Creech was inspired to write the book by a poem titled “Love That Boy” by Walter Dean Myers. Myers becomes an important character in the story by virtue of excitement over his accepting an invitation written by Jack to come to his school and speak. Many of Jack’s poems are explicitly about the title dog. Several poems make an oblique reference to the animal that suggests Jack is dealing with the grief of his pet having been killed after having been run over by a blue car. Near the end of the book, the longest poem written by Jack makes it very clear that this is the case. Myers does not disappoint and shows up as promised, giving special attention to Jack and his poems.
This book succeeds quite well in achieving its goals. Among those goals are revealing the unrestricted limitations of poetry. The writing prompts that Miss Stretchberry assigns her students are not directly stated. One has to look at the context of Jack’s poems to figure out what those prompts might be. Just beneath this intention is one in which the book challenges young readers to get over their fear of what qualifies as poetry and look for it in different forms. Jack’s poetry literally starts out as nothing more than a typical student complaint framed within the recognizable form of a poem:
“I don’t want to / because boys / don’t write poetry. / Girls do.”
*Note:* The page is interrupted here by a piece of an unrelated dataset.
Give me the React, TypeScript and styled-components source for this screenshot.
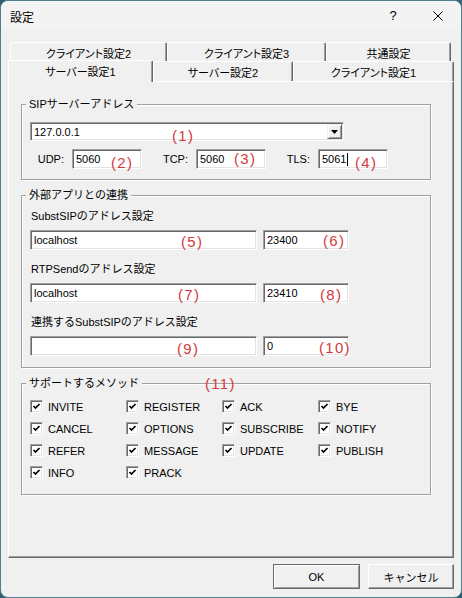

Those final two words succinctly encapsulate Jack’s constructed bias against poetry. He has been conditioned by the society around him to see poetry as the stuff of girls and boys who are sissies. The first challenge his teacher must face is that it is not just Jack but most of her students who have developed a negative preconception about the point and use of poetry. Over the course of the story, Jack learns that poems are not just the stuff of love and epic adventures. Poems can be a vehicle for expression of emotions. Not just emotions that one has trouble expressing in other ways but emotions that one may not even understand. By the time that Jack has come to know and appreciate the poetry of Myers he himself has reached the point where invitation to the poet to come speak in his class is not simply a letter written in prose. It is written as a poem. The most sophisticated and mature poetry Jack has produced to that point. Afterward, once Myers and has come and gone, he craft another poem as a thank-you letter.
The final goal that Miss Stretchberry attempts to convey to her students is perhaps the most important of them all. Jack’s development as a poet coincides with the grief he feels over the death of his dog. Jack is precisely the type of child who would likely have trouble expressing this grief in a positive way. Not just because of his age but also because of his sex and the general view that boys don’t cry. The book ultimately teaches Jack that he can cry but if for some reason he cannot or will not, he can turn to writing (and by association any artistic output) to do what may not be doable within a particular social milieu. Jack learns that it isn’t a reader that makes writing poetry worth the effort. Poetry is for the writer. It is a way for people like Jack to deal with trauma and a repressive environment in a way that can be done without anyone else knowing. Alternatively, of course, it can also be done with the whole world knowing, as Walter Dean Myers illustrates.